September 24, 2012 – 5:04 pm

‘It was a dark and windy morning’, actually I don’t remember what the weather was like but it was morning when the worst market crash started on Black Monday, October 19th, 1987. The Dow Jones Industrial average fell 20% in just one day. It is one of the main reasons that people feel that October is one of the worst months for stocks when in fact it is one of the best months to begin investing. Of course there was the October 29th, 1929 fall which started the stock market crash of 1929. That was when the term Black Thursday was coined. Those two days gave October its reputation as a bad month. Maybe it deserves the moniker but far more stock market rallies have started in October than crashes.

After that one day crash of 20% in 1987 history has taught us that the day after and the subsequent weeks turned out to be the best time to enter the stock market. It was what we call a wash out day where all the weak hands holding stocks left the market. We have had other wash out days just not as dramatic. Usually they are described as such when 90% of the stocks fall on huge volume.

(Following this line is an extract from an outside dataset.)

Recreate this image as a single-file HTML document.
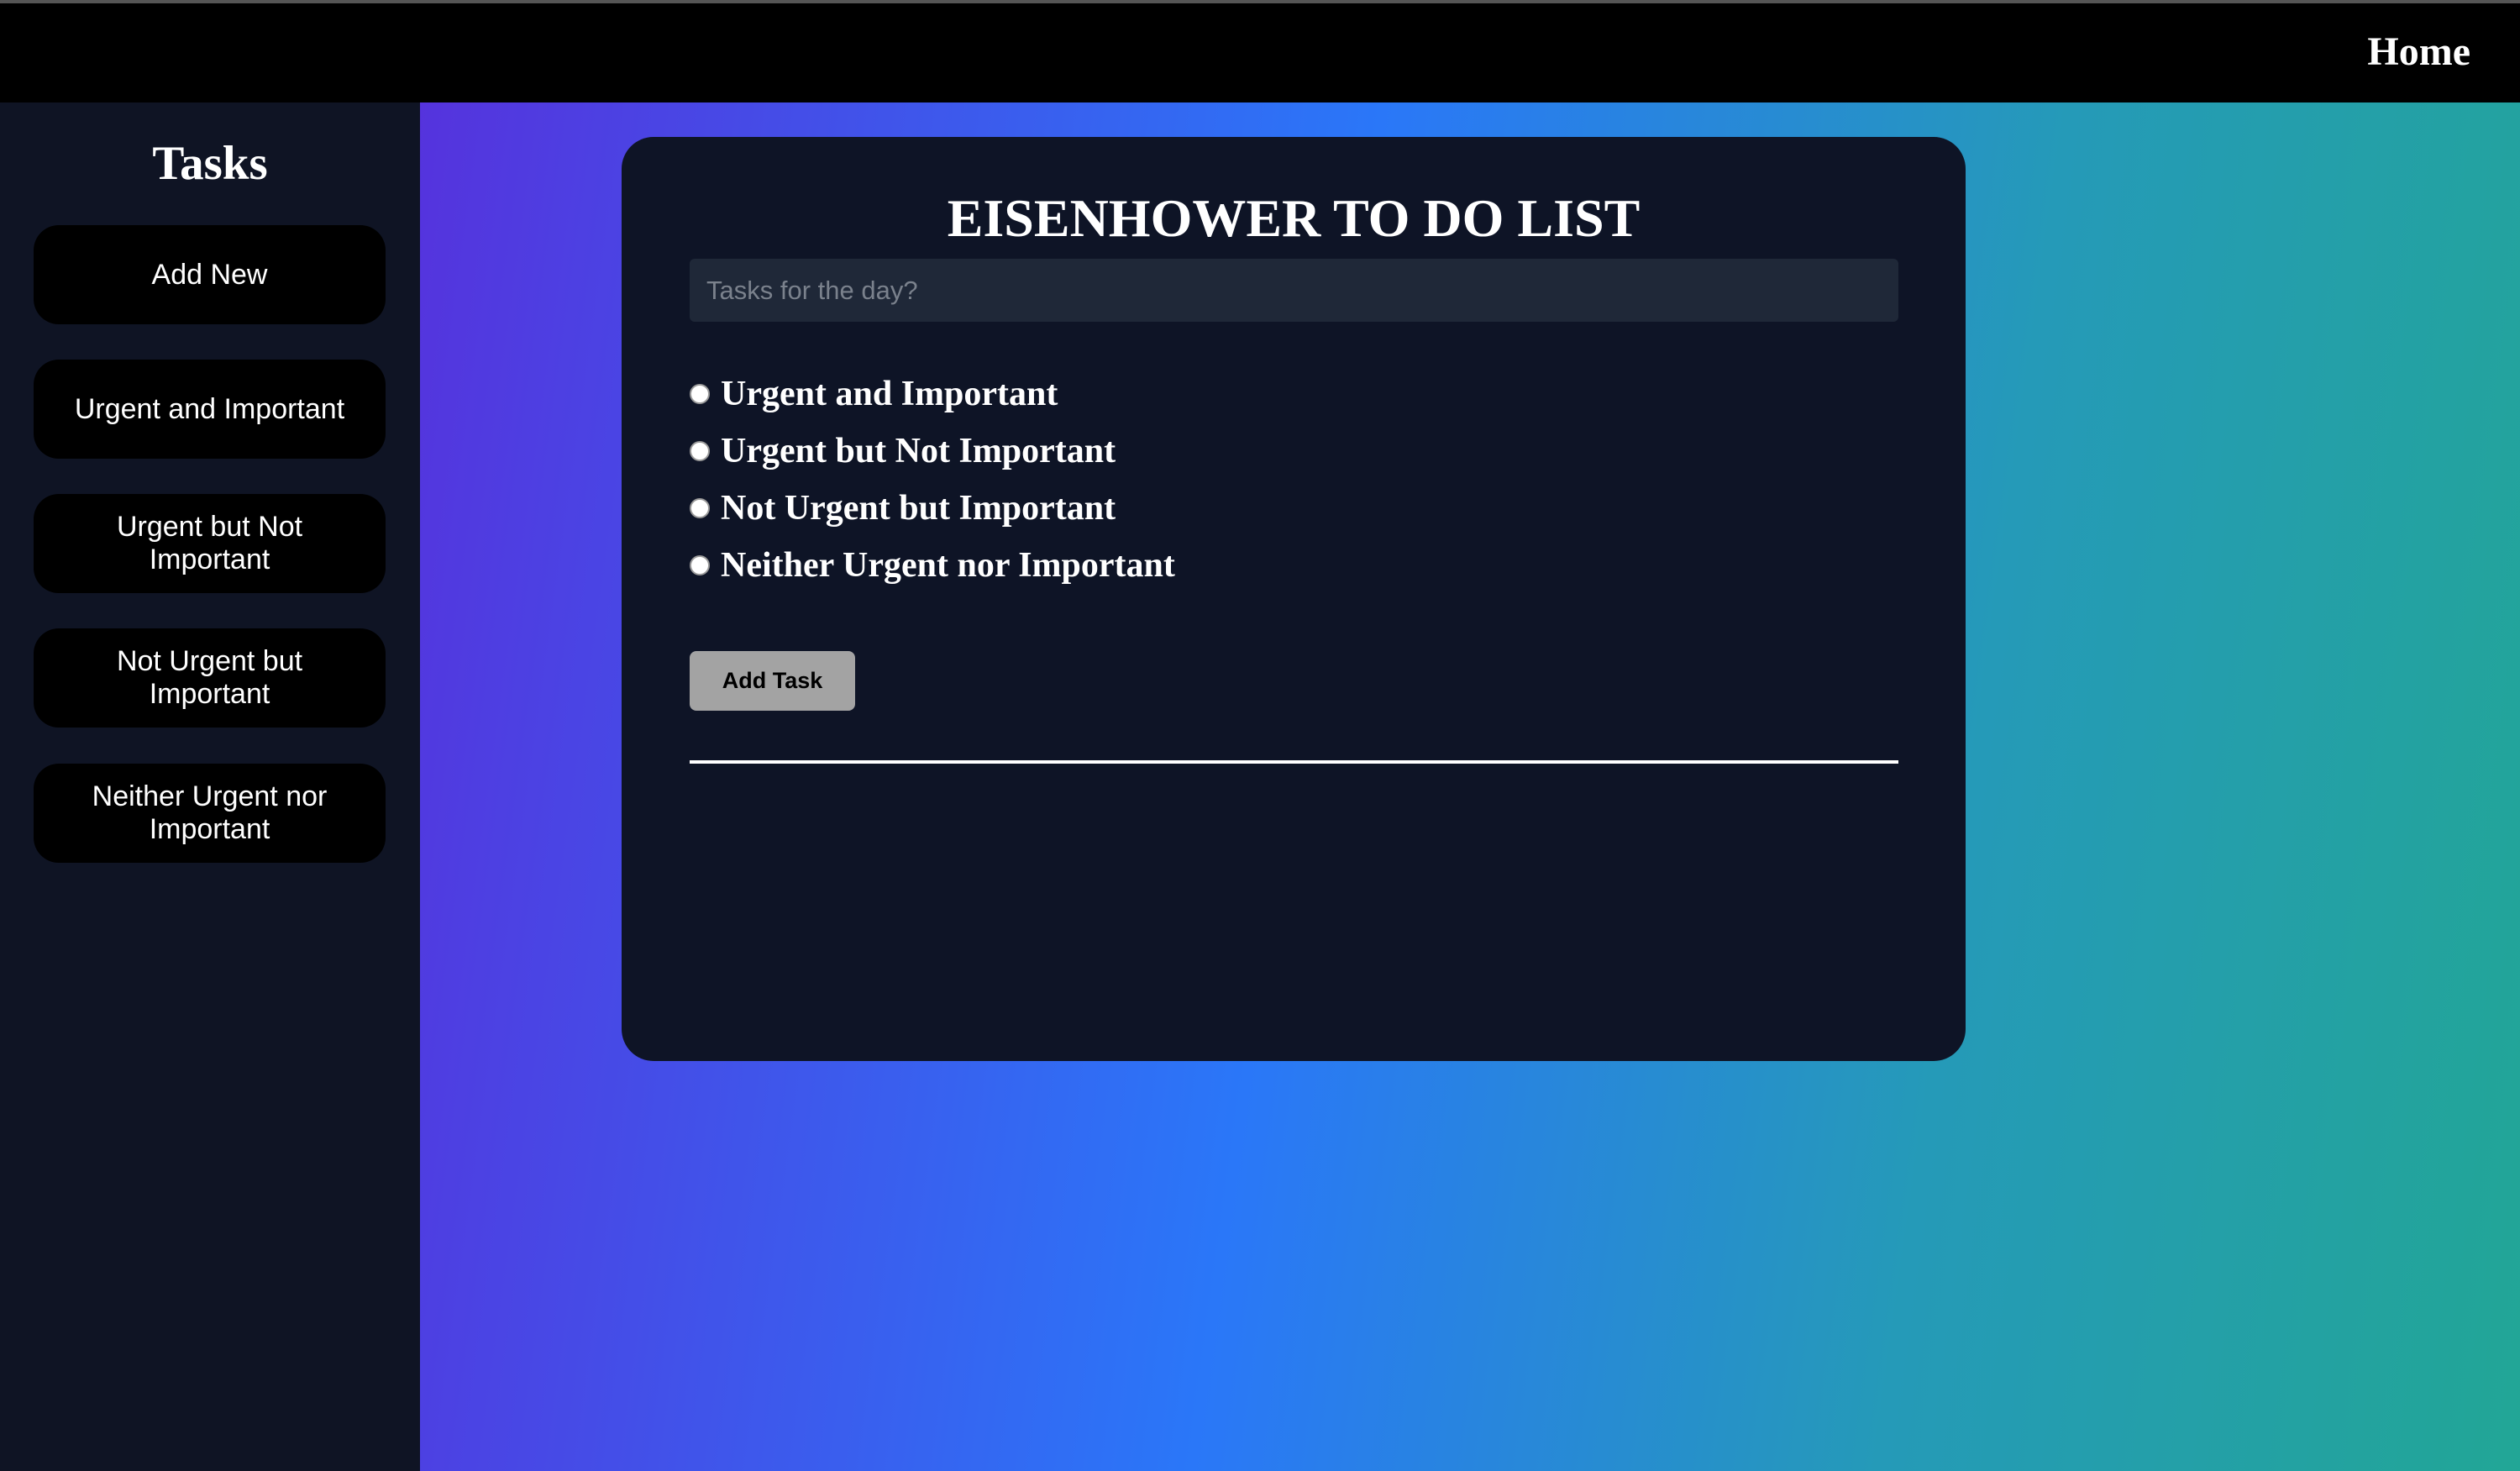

Will we get a repeat of that day? It’s unlikely but the lesson is there. Buy when no one wants to and sell when everyone has already bought. It’s too bad no one rings a bell and tells us when that happens exactly. Then again, maybe the bell was clanging loudly that long ago day. I do remember by the end of the day it felt dark, windy and gloomy.

P.S. Did you know that program trading was blamed for the 1987 crash, shades of our more recent flash crash where program trading was said to be the culprit? Of course it is more complicated than that but interesting nonetheless.